Philosophers of science, who were challenging the possibility of knowing the external world as it is, did not advocate or push their argument in the direction of scepticism or relativism. Often they were replacing one criterion of truth with another. Take, for instance, the work of Thomas Kuhn: in ruling out the possibility of any paradigm-independent knowledge, he set aside the correspondence theory of truth. But this did not imply that all theories and explanations were equally acceptable. He invoked logical and aesthetic criteria to explain how shifts occur from one paradigm to another.
In the Kuhnian framework, we may not be able to offer a rational criterion to explain paradigm shifts, but we can nevertheless say that the chosen paradigm offers a better account of the given reality. In determining what is better or more adequate, the issue of ‘internal and external consistency’ is considered by the scientific community. Scientists assess on the basis of ‘simplicity, scope, comprehensiveness’ of a theory; they consider if a theory is ‘simple, self-consistent, and plausible,’ and ‘compatible…with other theories currently deployed’ (1970:185).

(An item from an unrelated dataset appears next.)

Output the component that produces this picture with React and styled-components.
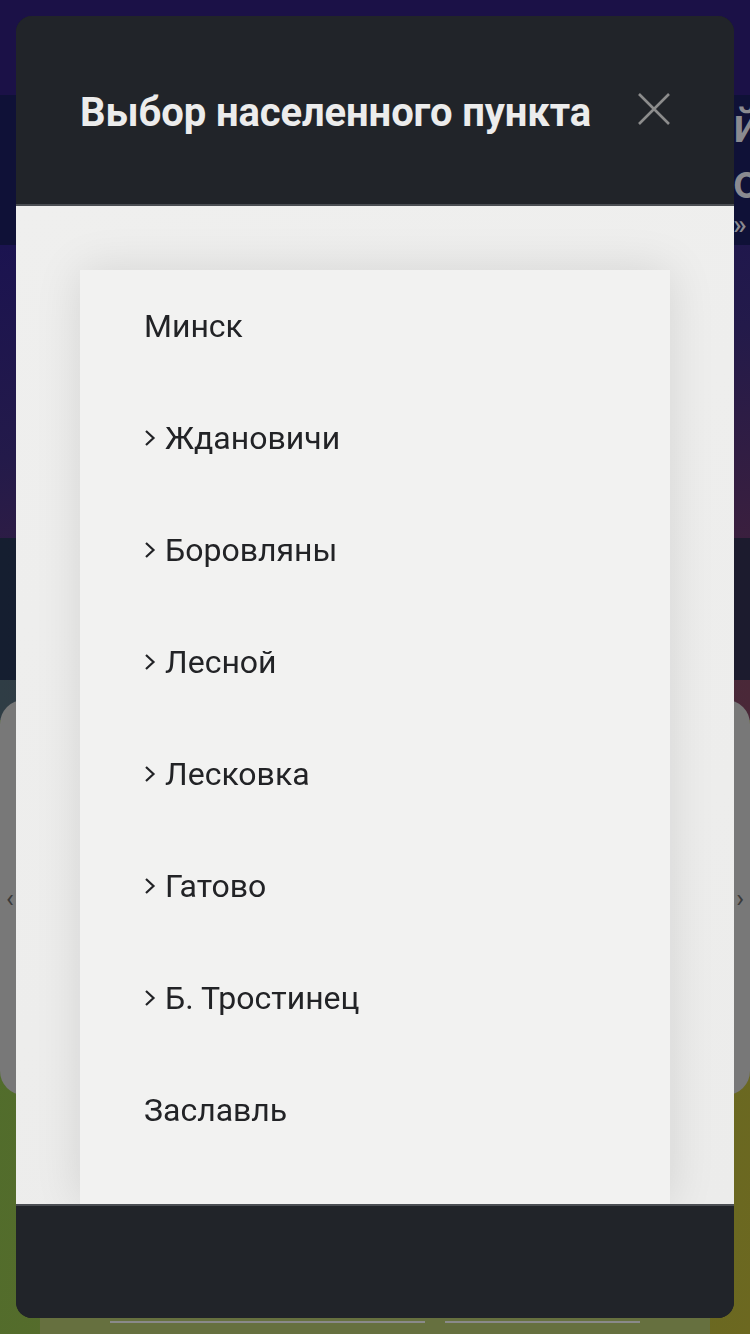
import React from "react";
import styled, { createGlobalStyle } from "styled-components";

const Global = createGlobalStyle`
  html, body { margin: 0; padding: 0; }
  body { font-family: Roboto, "Noto Sans", sans-serif; overflow: hidden; background: #1b1147; }
  * { box-sizing: border-box; }
`;

const Page = styled.div`
  width: 750px;
  height: 1334px;
  overflow: hidden;
  display: flex;
  flex-direction: column;
`;

const TopBar = styled.div`
  flex: none;
  height: 95px;
  background: #1b1147;
`;

const Hero = styled.div`
  flex: none;
  height: 150px;
  background: #0f1137;
  padding: 2px 0 0 733px;
  overflow: hidden;
  color: #8a8a90;
  font-family: Roboto, sans-serif;
  font-weight: 500;
  white-space: nowrap;
`;

const HeroLine = styled.div`
  font-size: ${(p) => p.$size}px;
  line-height: ${(p) => p.$lh}px;
`;

const Promo = styled.div`
  flex: none;
  height: 293px;
  background: linear-gradient(170deg, #1b1350 0%, #231a4a 50%, #3a1f3e 100%);
`;

const DarkBand = styled.div`
  flex: none;
  height: 142px;
  background: linear-gradient(90deg, #151e30 0%, #1c1b2e 100%);
`;

const Lower = styled.div`
  flex: 1;
  min-height: 0;
  overflow: hidden;
  background: linear-gradient(100deg, #4f6d2c 0%, #5f6a2a 50%, #6c6820 100%);
  display: flex;
  flex-direction: column;
`;

const Strip = styled.div`
  flex: none;
  height: 40px;
  margin-bottom: -20px;
  background: linear-gradient(90deg, #2f3d45 0%, #3d3040 60%, #4a2838 100%);
`;

const Carousel = styled.div`
  flex: none;
  height: 395px;
  background: #787878;
  border-radius: 24px;
  display: flex;
  align-items: center;
  justify-content: space-between;
  padding: 0 6px;
  color: #3a3a3a;
  font-size: 26px;
`;

const Panel = styled.div`
  flex: none;
  margin: 223px 40px 0;
  height: 40px;
  background: #66703f;
  display: flex;
  gap: 20px;
  padding: 3px 70px 0;
`;

const PanelLine = styled.div`
  height: 2px;
  width: ${(p) => p.$w}px;
  background: #8a8a8a;
`;

const Overlay = styled.div`
  position: fixed;
  inset: 16px;
  border-radius: 16px;
  overflow: hidden;
  display: flex;
  flex-direction: column;
  background: #212429;
`;

const Header = styled.div`
  height: 190px;
  flex: none;
  display: flex;
  align-items: center;
  justify-content: space-between;
  padding: 0 64px 2px;
  background: #212429;
  border-bottom: 2px solid #4b4e53;
`;

const Title = styled.h2`
  margin: 0;
  font-family: Roboto, sans-serif;
  font-weight: 700;
  font-size: 40px;
  line-height: 48px;
  padding-top: 8px;
  letter-spacing: -0.1px;
  color: #ececec;
`;

const Close = styled.button`
  width: 32px;
  height: 32px;
  padding: 0;
  border: 0;
  background: none;
  display: flex;
`;

const Body = styled.div`
  flex: 1;
  background: linear-gradient(160deg, #efefee 0%, #ececeb 100%);
  padding: 64px 64px 0;
  overflow: hidden;
`;

const List = styled.ul`
  list-style: none;
  margin: 0;
  padding: 0;
  background: #f2f2f1;
  box-shadow: 0 0 44px rgba(0, 0, 0, 0.11);
  min-height: 100%;
`;

const Item = styled.li`
  height: 112px;
  display: flex;
  align-items: center;
  gap: 9px;
  padding-left: 64px;
  font-family: Roboto, sans-serif;
  font-size: 32px;
  color: #222326;
`;

const Footer = styled.div`
  height: 114px;
  flex: none;
  background: #212429;
  border-top: 2px solid #4b4e53;
`;

const Chevron = () => (
  <svg width="12" height="18" viewBox="0 0 12 18" fill="none">
    <polyline points="2,2 9.5,9 2,16" stroke="#222326" strokeWidth="2.2" />
  </svg>
);

const items = [
  { name: "Минск", sub: false },
  { name: "Ждановичи", sub: true },
  { name: "Боровляны", sub: true },
  { name: "Лесной", sub: true },
  { name: "Лесковка", sub: true },
  { name: "Гатово", sub: true },
  { name: "Б. Тростинец", sub: true },
  { name: "Заславль", sub: false },
];

export default function App() {
  return (
    <>
      <Global />
      <Page>
        <TopBar />
        <Hero>
          <HeroLine $size={48} $lh={58}>й</HeroLine>
          <HeroLine $size={48} $lh={54}>о</HeroLine>
          <HeroLine $size={28} $lh={32}>»</HeroLine>
        </Hero>
        <Promo />
        <DarkBand />
        <Lower>
          <Strip />
          <Carousel>
            <span>‹</span>
            <span>›</span>
          </Carousel>
          <Panel>
            <PanelLine $w={316} />
            <PanelLine $w={196} />
          </Panel>
        </Lower>
      </Page>
      <Overlay>
        <Header>
          <Title>Выбор населенного пункта</Title>
          <Close aria-label="Закрыть">
            <svg width="32" height="32" viewBox="0 0 32 32">
              <path d="M1 1 L31 31 M31 1 L1 31" stroke="#8c8c8c" strokeWidth="2.6" />
            </svg>
          </Close>
        </Header>
        <Body>
          <List>
            {items.map((it) => (
              <Item key={it.name}>
                {it.sub && <Chevron />}
                {it.name}
              </Item>
            ))}
          </List>
        </Body>
        <Footer />
      </Overlay>
    </>
  );
}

Scientists take these elements into account while assessing a theory; they invoke these criteria to persuade each other of the truth of their claims and, eventually, a consensus is reached within the scientific community about what is acceptable and adequate. In other words, even though research is guided by a paradigm and its disciplinary matrix, there is communication with others outside the paradigm and an effort is made to build a consensus about the validity of the offered claims by persuading other members of the scientific community.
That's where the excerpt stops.